Written instruction: Look over the lines below. Report each one that includes the string "component".

━━━ Listing ━━━

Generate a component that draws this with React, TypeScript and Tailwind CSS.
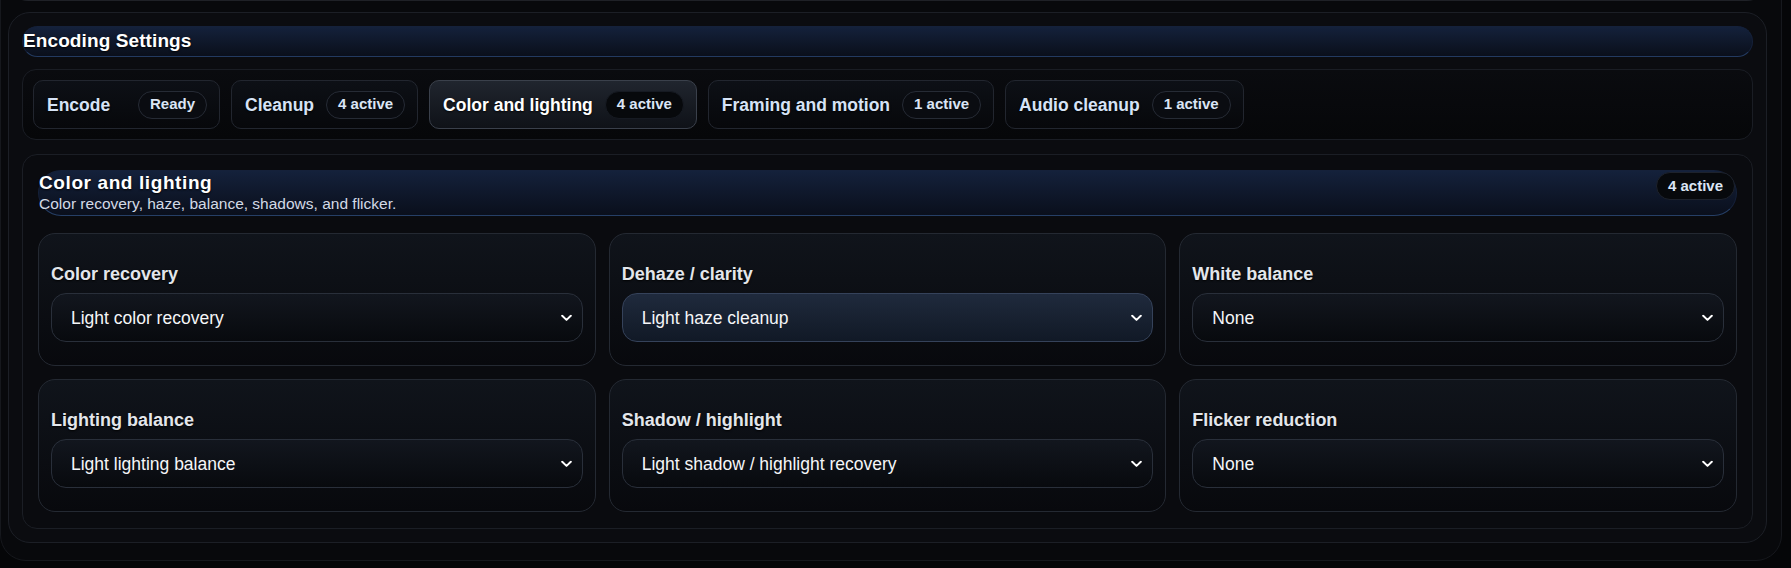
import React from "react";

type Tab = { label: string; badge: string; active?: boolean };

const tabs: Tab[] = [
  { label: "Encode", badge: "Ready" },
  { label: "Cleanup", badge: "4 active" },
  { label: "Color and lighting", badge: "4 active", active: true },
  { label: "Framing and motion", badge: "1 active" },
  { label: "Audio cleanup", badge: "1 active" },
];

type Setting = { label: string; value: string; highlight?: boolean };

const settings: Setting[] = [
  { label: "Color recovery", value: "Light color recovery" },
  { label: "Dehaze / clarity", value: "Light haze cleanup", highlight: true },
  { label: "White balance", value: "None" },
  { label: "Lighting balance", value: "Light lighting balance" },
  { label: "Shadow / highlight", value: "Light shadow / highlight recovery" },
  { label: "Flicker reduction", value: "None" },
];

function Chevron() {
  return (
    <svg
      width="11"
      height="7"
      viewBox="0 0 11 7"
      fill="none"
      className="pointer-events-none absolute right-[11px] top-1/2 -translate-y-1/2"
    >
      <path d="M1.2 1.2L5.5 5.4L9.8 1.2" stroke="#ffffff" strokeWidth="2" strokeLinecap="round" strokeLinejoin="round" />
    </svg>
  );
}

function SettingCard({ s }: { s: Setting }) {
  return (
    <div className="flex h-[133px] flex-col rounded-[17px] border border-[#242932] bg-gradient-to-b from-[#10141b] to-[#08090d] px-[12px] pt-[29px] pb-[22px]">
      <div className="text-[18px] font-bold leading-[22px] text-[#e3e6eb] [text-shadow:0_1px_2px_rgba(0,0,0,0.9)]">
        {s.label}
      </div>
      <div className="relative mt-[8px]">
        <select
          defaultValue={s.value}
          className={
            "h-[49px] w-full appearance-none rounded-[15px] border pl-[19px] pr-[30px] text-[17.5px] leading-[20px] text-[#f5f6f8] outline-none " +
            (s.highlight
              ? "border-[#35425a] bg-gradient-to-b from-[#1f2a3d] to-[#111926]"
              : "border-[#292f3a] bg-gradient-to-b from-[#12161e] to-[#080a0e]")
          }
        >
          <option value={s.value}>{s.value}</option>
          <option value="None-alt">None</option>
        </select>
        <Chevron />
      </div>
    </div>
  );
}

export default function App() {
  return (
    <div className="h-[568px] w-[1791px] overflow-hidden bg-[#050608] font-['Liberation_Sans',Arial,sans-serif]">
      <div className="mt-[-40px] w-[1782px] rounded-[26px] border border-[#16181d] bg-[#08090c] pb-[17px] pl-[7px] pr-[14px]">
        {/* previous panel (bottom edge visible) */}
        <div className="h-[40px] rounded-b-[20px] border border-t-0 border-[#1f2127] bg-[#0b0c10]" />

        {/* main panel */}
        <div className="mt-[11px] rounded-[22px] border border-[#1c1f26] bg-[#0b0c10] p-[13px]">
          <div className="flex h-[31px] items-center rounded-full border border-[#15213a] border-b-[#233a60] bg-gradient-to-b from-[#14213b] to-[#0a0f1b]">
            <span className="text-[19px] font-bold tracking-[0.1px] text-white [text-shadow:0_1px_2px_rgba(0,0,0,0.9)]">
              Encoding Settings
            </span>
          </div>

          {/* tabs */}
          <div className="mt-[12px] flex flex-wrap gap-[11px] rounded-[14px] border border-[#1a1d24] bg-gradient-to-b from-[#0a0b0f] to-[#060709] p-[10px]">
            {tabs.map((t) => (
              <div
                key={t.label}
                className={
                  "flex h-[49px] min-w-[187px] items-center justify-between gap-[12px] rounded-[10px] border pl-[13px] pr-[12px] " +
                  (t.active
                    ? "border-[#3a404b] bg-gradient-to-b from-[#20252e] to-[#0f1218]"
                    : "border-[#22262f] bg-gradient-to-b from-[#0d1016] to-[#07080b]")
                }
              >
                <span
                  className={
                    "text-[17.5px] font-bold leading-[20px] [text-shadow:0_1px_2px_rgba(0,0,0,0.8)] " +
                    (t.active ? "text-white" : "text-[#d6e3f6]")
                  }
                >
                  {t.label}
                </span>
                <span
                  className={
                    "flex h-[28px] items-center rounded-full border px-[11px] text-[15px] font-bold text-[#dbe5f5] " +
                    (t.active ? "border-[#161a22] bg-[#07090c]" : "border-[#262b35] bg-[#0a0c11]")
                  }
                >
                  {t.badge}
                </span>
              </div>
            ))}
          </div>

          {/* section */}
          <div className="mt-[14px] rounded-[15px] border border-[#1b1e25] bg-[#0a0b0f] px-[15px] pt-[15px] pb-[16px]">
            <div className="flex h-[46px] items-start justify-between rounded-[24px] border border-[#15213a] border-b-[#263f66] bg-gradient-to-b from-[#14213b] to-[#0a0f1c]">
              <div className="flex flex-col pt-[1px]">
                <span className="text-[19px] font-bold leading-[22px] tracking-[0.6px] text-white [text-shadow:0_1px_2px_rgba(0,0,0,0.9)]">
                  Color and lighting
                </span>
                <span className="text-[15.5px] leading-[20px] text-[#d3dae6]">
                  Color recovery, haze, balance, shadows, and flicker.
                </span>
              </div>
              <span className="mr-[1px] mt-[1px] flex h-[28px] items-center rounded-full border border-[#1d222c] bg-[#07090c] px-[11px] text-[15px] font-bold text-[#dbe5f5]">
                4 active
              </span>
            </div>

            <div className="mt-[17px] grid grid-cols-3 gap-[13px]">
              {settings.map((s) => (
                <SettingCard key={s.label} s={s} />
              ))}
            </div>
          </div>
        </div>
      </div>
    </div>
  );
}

━━━
━━━ Listing ━━━

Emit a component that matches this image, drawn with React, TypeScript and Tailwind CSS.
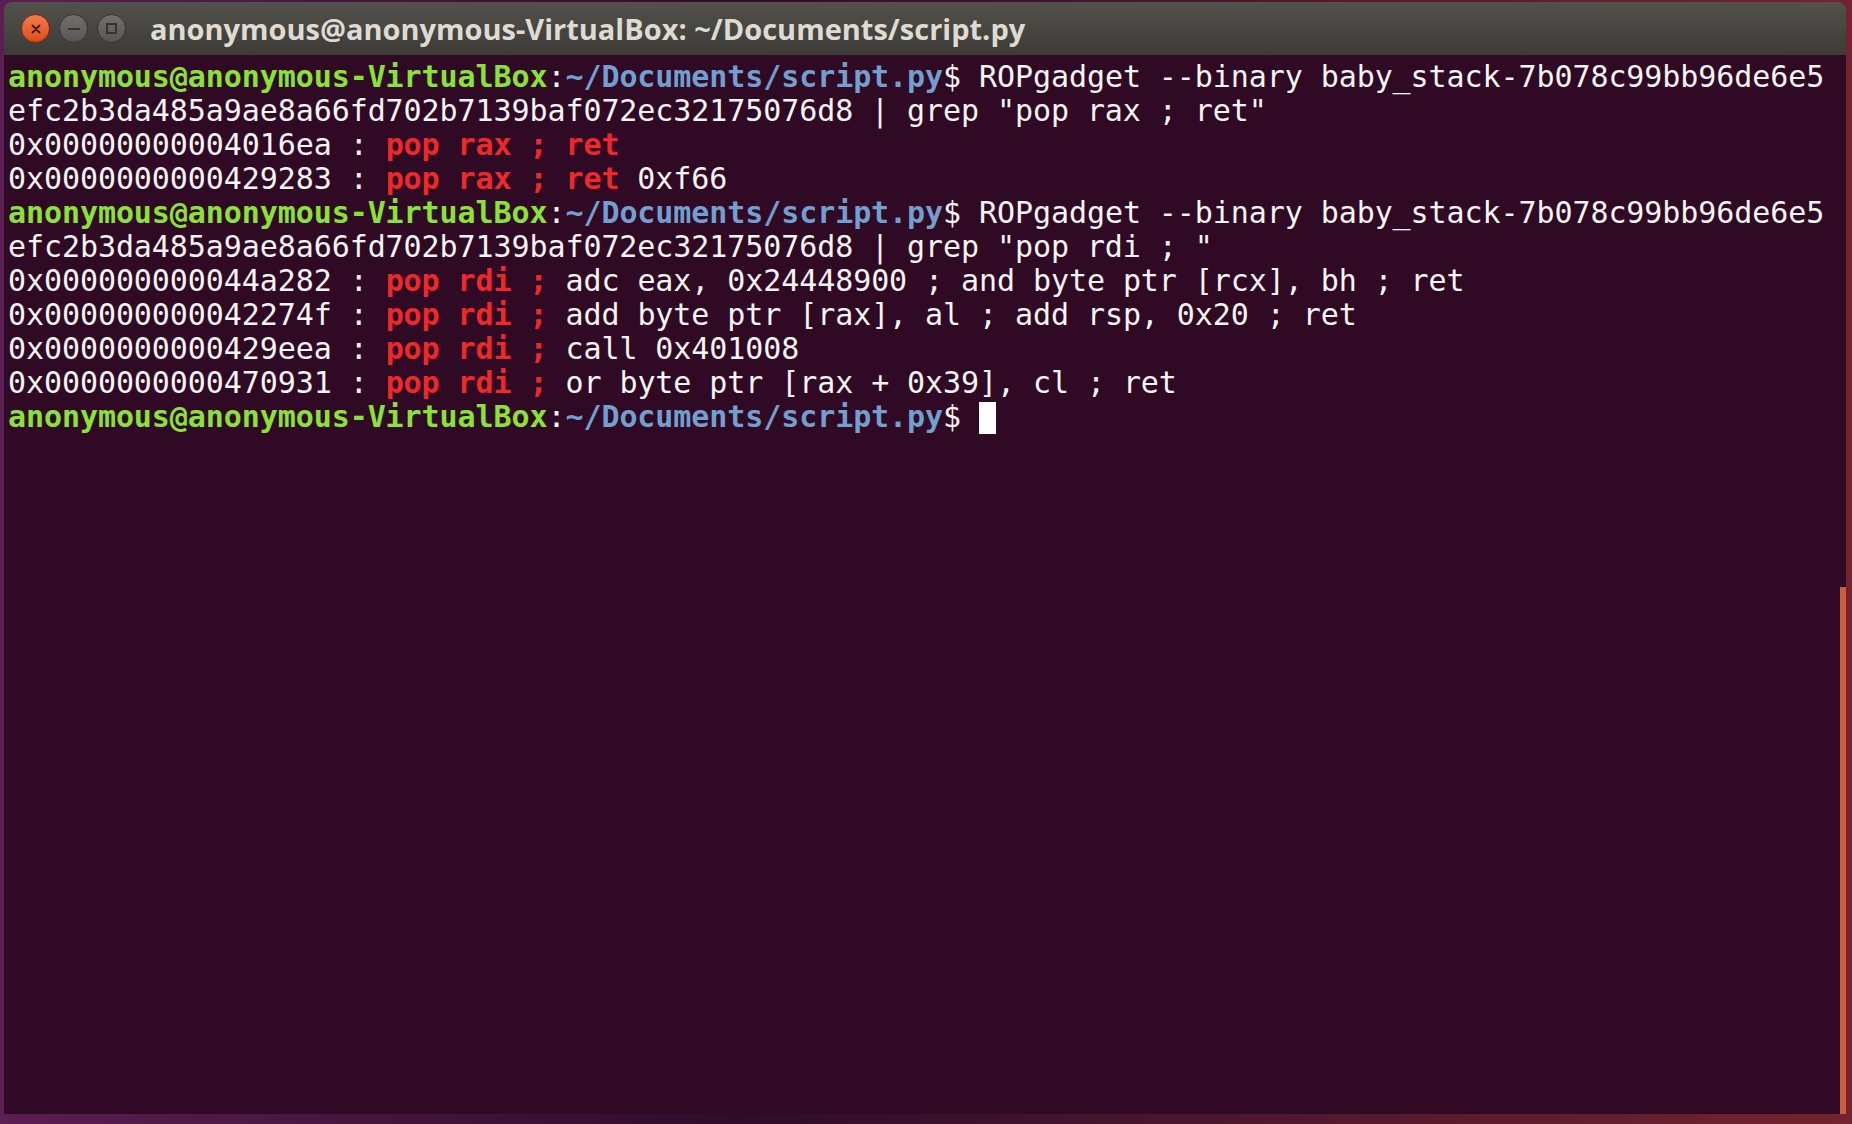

━━━

Answer to the exercise:
Generate a component that draws this with React, TypeScript and Tailwind CSS.
Emit a component that matches this image, drawn with React, TypeScript and Tailwind CSS.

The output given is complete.